◆ Task prompt
Return the entries below verbatim. Pictures stay out.

◆ Data shown
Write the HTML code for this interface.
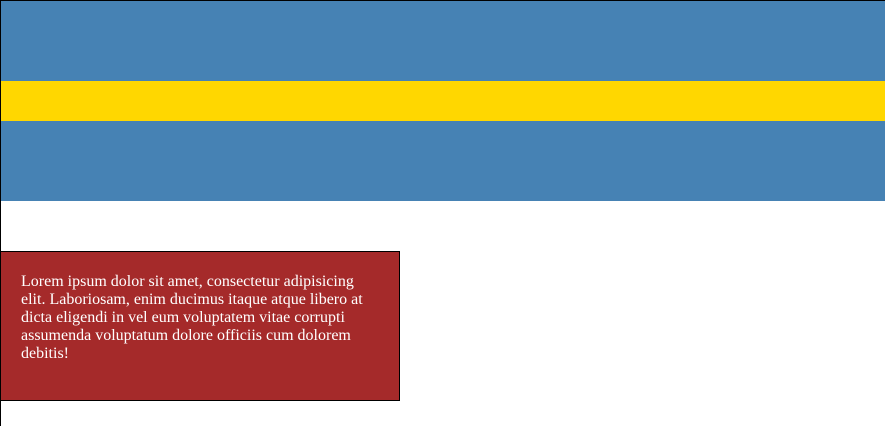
<!DOCTYPE html>
<html><head><style>
html,body{margin:0;padding:0;width:885px;height:426px;overflow:hidden;background:#fff}
.frame{position:absolute;left:0;top:0;width:884px;height:425px;border-left:1px solid #000;border-top:1px solid #000}
.blue{position:absolute;left:1px;top:1px;width:884px;height:200px;background:#4682b4}
.yellow{position:absolute;left:1px;top:81px;width:884px;height:40px;background:#ffd700}
.red{position:absolute;left:0;top:251px;width:358px;height:107px;border:1px solid #000;background:#a52a2a;padding:21px 20px 20px 20px;color:#fff;font:16px/18px "Liberation Serif",serif}
</style></head><body>
<div class="frame"></div>
<div class="blue"></div>
<div class="yellow"></div>
<div class="red">Lorem ipsum dolor sit amet, consectetur adipisicing elit. Laboriosam, enim ducimus itaque atque libero at dicta eligendi in vel eum voluptatem vitae corrupti assumenda voluptatum dolore officiis cum dolorem debitis!</div>
</body></html>
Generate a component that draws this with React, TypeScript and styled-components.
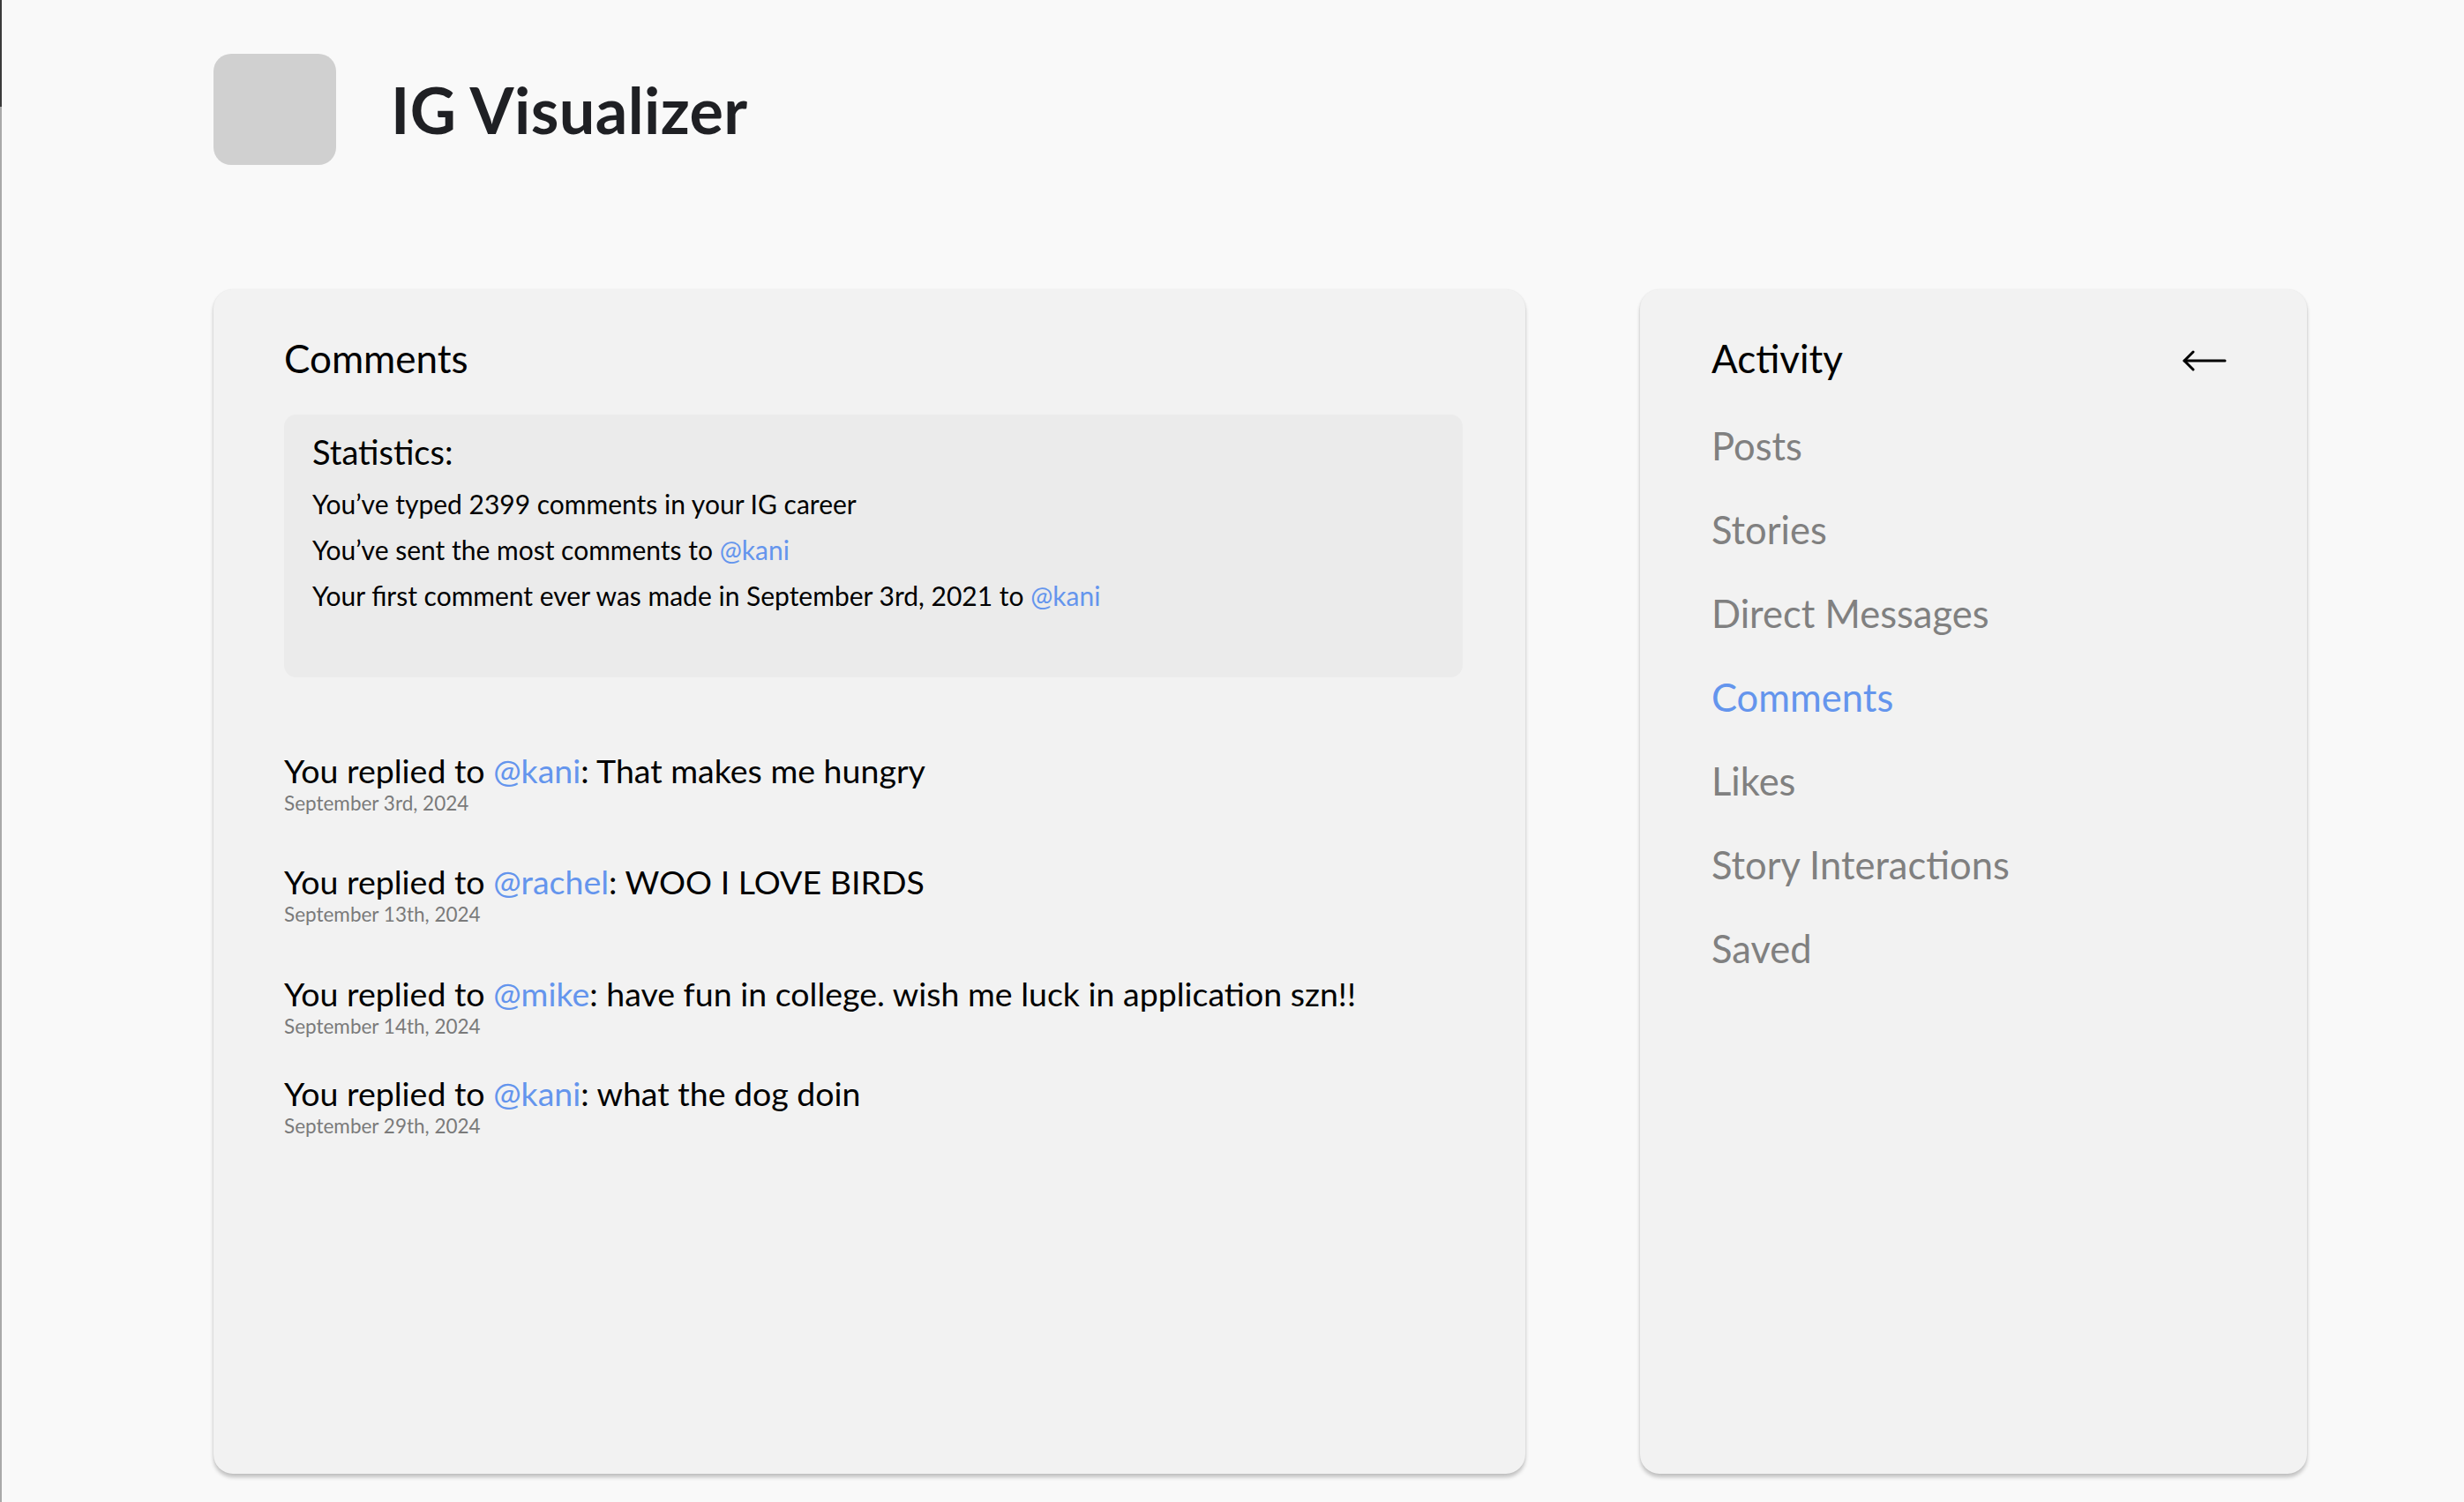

◆ Written answer
Write the HTML code for this interface.
<!DOCTYPE html>
<html><head><style>
html,body{margin:0;padding:0;width:885px;height:426px;overflow:hidden;background:#fff}
.frame{position:absolute;left:0;top:0;width:884px;height:425px;border-left:1px solid #000;border-top:1px solid #000}
.blue{position:absolute;left:1px;top:1px;width:884px;height:200px;background:#4682b4}
.yellow{position:absolute;left:1px;top:81px;width:884px;height:40px;background:#ffd700}
.red{position:absolute;left:0;top:251px;width:358px;height:107px;border:1px solid #000;background:#a52a2a;padding:21px 20px 20px 20px;color:#fff;font:16px/18px "Liberation Serif",serif}
</style></head><body>
<div class="frame"></div>
<div class="blue"></div>
<div class="yellow"></div>
<div class="red">Lorem ipsum dolor sit amet, consectetur adipisicing elit. Laboriosam, enim ducimus itaque atque libero at dicta eligendi in vel eum voluptatem vitae corrupti assumenda voluptatum dolore officiis cum dolorem debitis!</div>
</body></html>
Generate a component that draws this with React, TypeScript and styled-components.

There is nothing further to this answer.